What is the most efficient way to parallelize an embarrassingly parallel problem with nested loops, while the inner loop’s collection depending on outer loop? MWE is
using Base.Threads
using ThreadsX
using FLoops
xs = 4:8
ys = Dict(xs .=> [1:rand(1:3) for _ in xs])
for x in xs
for y in ys[x]
# f(x, y) # an expensive function most of its time for file IO and database IO jobs.
@show threadid(), x, y
end
end
The line f(x, y) is an expensive function. The workload of f is highly unbalanced, which depends on specific (x, y). What f does is downloading data form ClickHouse, processing them, and then save to local CSV files.
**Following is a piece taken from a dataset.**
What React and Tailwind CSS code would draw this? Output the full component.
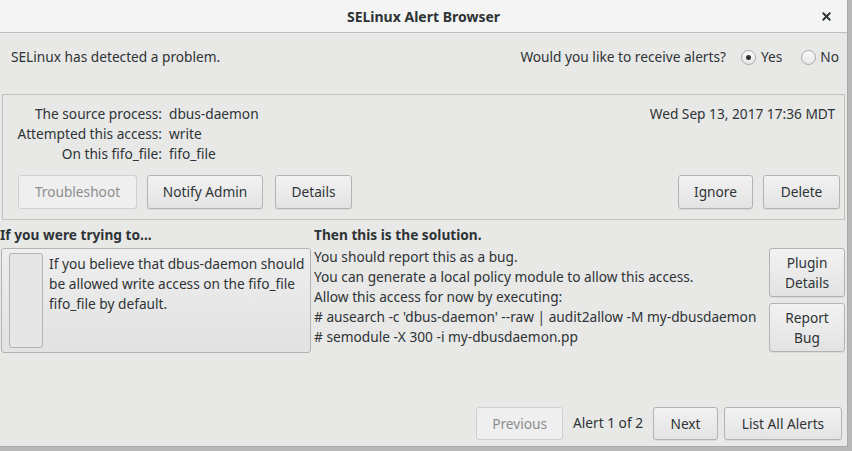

It seems I cannot use ThreadsX.foreach or ThreadsX.map directly.
Also there are many ways to put @threads or @spawn or @floop before two fors. Which one is best?
using Base.Threads
xs = 4:8
ys = Dict(xs .=> [1:rand(1:3) for _ in xs])
@threads for (x, y) in [(x, y) for x in xs for y in ys[x]]
# f(x, y) # an expensive function most of its time for file IO and database IO jobs.
@show threadid(), x, y
end
Not sure if this helps with your real task though.
Is this range realistic (only 4 steps)? If so, merging the loops is probably the way to go, one way or the other. If xs length is large then the story might be different.
This is a MWE. The actual length of xs should be around 200-1000, and for each ys its length is about 2000-5000. f(x,y) roughly takes 500-1000 ms, when x, y points missing data, it immediately returns (about 1 ms).
Yes, my experiment confirms it. However, the CPU loading is oscillating between 10% to 80% every 1-10 seconds. I have already set number of threads to 32 which is 2x number of cores of my machine. Maybe it is caused by crazy number of allocations? I notice the GC time occupies upto 50%. And the size of memory allocated is upto 1T.
It may be, but also if what the tasks do is to write stuff to the disc, you may have a bottleneck in the concurrency for the disk resources. (but in general, avoiding allocations also allows threading code to run faster, yes)